Abstract
Tiltrotor aircraft are steadily proliferating as the understanding of their design matures. Their large flight envelope is a combination of that of helicopters and that of turboprop aircraft, and as a result tiltrotors are highly attractive to both civilian and military operators. Ongoing improvements to their design include increasing their payload capacity and raising their cruising speed. However, addressing the latter is where whirl flutter is encountered. Whirl flutter is a destructive aeroelastic instability that becomes active above a certain airspeed. Occurrences have shown that it is able to destroy aircraft structures rapidly.
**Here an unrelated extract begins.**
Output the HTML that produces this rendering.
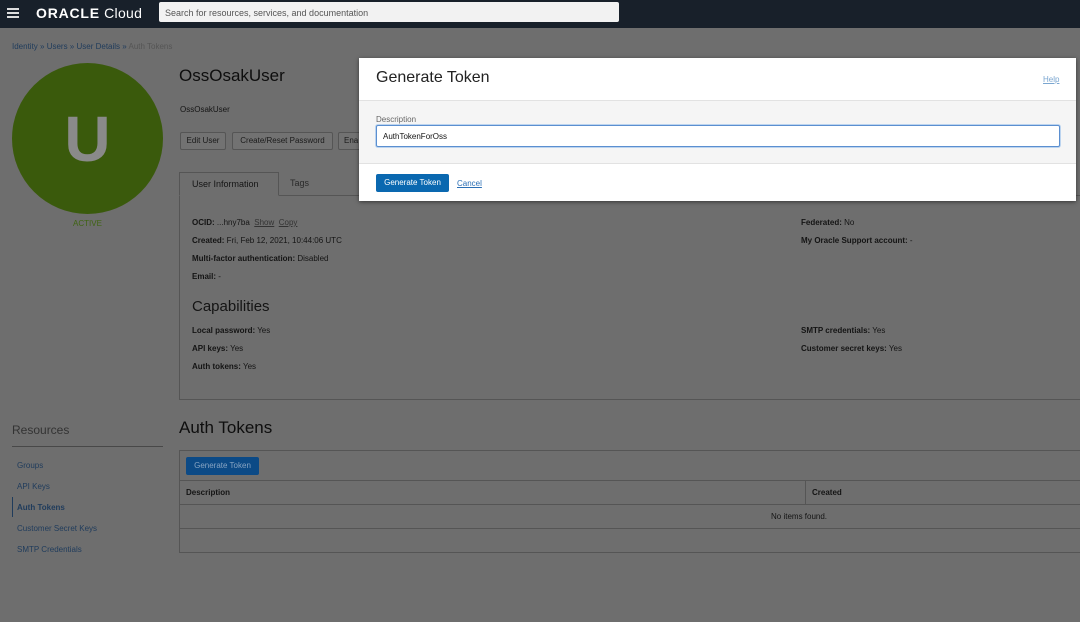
<!DOCTYPE html>
<html><head><meta charset="utf-8"><style>
*{margin:0;padding:0;box-sizing:border-box}
body{width:1080px;height:622px;background:#6e6e6e;font-family:"Liberation Sans",sans-serif;position:relative;overflow:hidden;color:#141414}
.a{position:absolute;white-space:nowrap}
.s{font-size:8px}
b{font-weight:bold}
.ln{color:#203c5c}
.btn{position:absolute;border:1px solid #555;background:#727272;font-size:8px;color:#1a1a1a;text-align:center;line-height:16px;border-radius:2px}
</style></head><body>
<div class="a" style="left:0;top:0;width:1080px;height:28px;background:#18202a"></div>
<div class="a" style="left:7px;top:8px;width:12px;height:1.5px;background:#ddd;box-shadow:0 4px 0 #ddd,0 8px 0 #ddd"></div>
<div class="a" style="left:36px;top:5px;font-size:14px;color:#fff;letter-spacing:0.3px"><b style="font-weight:bold;letter-spacing:0.8px">ORACLE</b> <span style="font-weight:normal">Cloud</span></div>
<div class="a" style="left:159px;top:2px;width:460px;height:20px;background:#f2f2f2;border-radius:2px;font-size:9px;color:#555;padding:6px 0 0 6px">Search for resources, services, and documentation</div>

<div class="a ln" style="left:12px;top:42px;font-size:8px">Identity » Users » User Details » <span style="color:#555">Auth Tokens</span></div>
<div class="a" style="left:12px;top:63px;width:151px;height:151px;border-radius:50%;background:#3a5a0c"></div>
<div class="a" style="left:12px;top:104px;width:151px;text-align:center;font-size:64px;font-weight:bold;color:#8a8a8a;line-height:70px">U</div>
<div class="a" style="left:12px;top:219px;width:151px;text-align:center;font-size:8px;color:#3f6412">ACTIVE</div>

<div class="a" style="left:179px;top:66px;font-size:17px;color:#0e0e0e">OssOsakUser</div>
<div class="a s" style="left:180px;top:105px">OssOsakUser</div>
<div class="btn" style="left:180px;top:132px;width:46px;height:18px">Edit User</div>
<div class="btn" style="left:232px;top:132px;width:101px;height:18px">Create/Reset Password</div>
<div class="btn" style="left:338px;top:132px;width:30px;height:18px;text-align:left;padding-left:5px">Ena</div>

<div class="a" style="left:179px;top:195px;width:902px;height:205px;border:1px solid #555;border-right:none"></div>
<div class="a" style="left:179px;top:172px;width:100px;height:24px;border:1px solid #555;border-bottom:1px solid #6e6e6e;font-size:9px;padding:6px 0 0 12px">User Information</div>
<div class="a" style="left:290px;top:178px;font-size:9px;color:#2a2a2a">Tags</div>
<div class="a s" style="left:192px;top:218px"><b>OCID:</b> ...hny7ba &nbsp;<u style="color:#333">Show</u> &nbsp;<u style="color:#333">Copy</u></div>
<div class="a s" style="left:192px;top:236px"><b>Created:</b> Fri, Feb 12, 2021, 10:44:06 UTC</div>
<div class="a s" style="left:192px;top:254px"><b>Multi-factor authentication:</b> Disabled</div>
<div class="a s" style="left:192px;top:272px"><b>Email:</b> -</div>
<div class="a" style="left:192px;top:298px;font-size:15px">Capabilities</div>
<div class="a s" style="left:192px;top:326px"><b>Local password:</b> Yes</div>
<div class="a s" style="left:192px;top:344px"><b>API keys:</b> Yes</div>
<div class="a s" style="left:192px;top:362px"><b>Auth tokens:</b> Yes</div>
<div class="a s" style="left:801px;top:218px"><b>Federated:</b> No</div>
<div class="a s" style="left:801px;top:236px"><b>My Oracle Support account:</b> -</div>
<div class="a s" style="left:801px;top:326px"><b>SMTP credentials:</b> Yes</div>
<div class="a s" style="left:801px;top:344px"><b>Customer secret keys:</b> Yes</div>

<div class="a" style="left:12px;top:423px;font-size:12px;color:#333">Resources</div>
<div class="a" style="left:12px;top:446px;width:151px;height:1px;background:#484848"></div>
<div class="a s ln" style="left:17px;top:461px">Groups</div>
<div class="a s ln" style="left:17px;top:482px">API Keys</div>
<div class="a" style="left:12px;top:497px;width:1px;height:20px;background:#203c5c"></div>
<div class="a s ln" style="left:17px;top:503px;font-weight:bold">Auth Tokens</div>
<div class="a s ln" style="left:17px;top:524px">Customer Secret Keys</div>
<div class="a s ln" style="left:17px;top:545px">SMTP Credentials</div>

<div class="a" style="left:179px;top:418px;font-size:17px;color:#0e0e0e">Auth Tokens</div>
<div class="a" style="left:179px;top:450px;width:902px;height:103px;border:1px solid #555;border-right:none"></div>
<div class="a" style="left:186px;top:457px;width:73px;height:18px;background:#0c4a86;border-radius:2px;font-size:8px;color:#88a4c2;text-align:center;line-height:18px">Generate Token</div>
<div class="a" style="left:180px;top:480px;width:900px;height:1px;background:#555"></div>
<div class="a" style="left:180px;top:504px;width:900px;height:1px;background:#555"></div>
<div class="a" style="left:180px;top:528px;width:900px;height:1px;background:#555"></div>
<div class="a" style="left:805px;top:481px;width:1px;height:23px;background:#555"></div>
<div class="a s" style="left:186px;top:488px;font-weight:bold">Description</div>
<div class="a s" style="left:812px;top:488px;font-weight:bold">Created</div>
<div class="a s" style="left:771px;top:512px">No items found.</div>

<div class="a" style="left:359px;top:58px;width:717px;height:143px;background:#fff;box-shadow:0 1px 4px rgba(0,0,0,.5)"></div>
<div class="a" style="left:359px;top:100px;width:717px;height:64px;background:#f5f5f5;border-top:1px solid #e2e2e2;border-bottom:1px solid #e2e2e2"></div>
<div class="a" style="left:376px;top:69px;font-size:16px;color:#222">Generate Token</div>
<div class="a s" style="left:1043px;top:75px;color:#7aa6d0;text-decoration:underline">Help</div>
<div class="a s" style="left:376px;top:115px;color:#666">Description</div>
<div class="a" style="left:376px;top:125px;width:684px;height:22px;background:#fff;border:1px solid #5b8fd0;border-radius:2px;box-shadow:0 0 0 1px #bcd4ef;font-size:8px;padding:6px 0 0 6px">AuthTokenForOss</div>
<div class="a" style="left:376px;top:174px;width:73px;height:18px;background:#0a68b0;border-radius:2px;font-size:8px;color:#fff;text-align:center;line-height:18px">Generate Token</div>
<div class="a s" style="left:457px;top:179px;color:#2b6fb5;text-decoration:underline">Cancel</div>
</body></html>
In making tiltrotors go faster, tacklingwhirl flutter is unavoidable.
A substantial amount of research into whirl flutter has been conducted, using mathematical models sometimes validated by wind tunnel testing. However in deriving these models, some of the necessary simplifying assumptions might be faulty, preventing prediction of important
results. Particular examples of such simplifications are using linear expressions in parts of the model where nonlinear expressions would be more accurate, or predicting the whirl flutter onset using stability analyses that are incompatible with the nonlinearities or their effects. It is these
two examples, and their resulting impacts on whirl flutter, on which this work focuses.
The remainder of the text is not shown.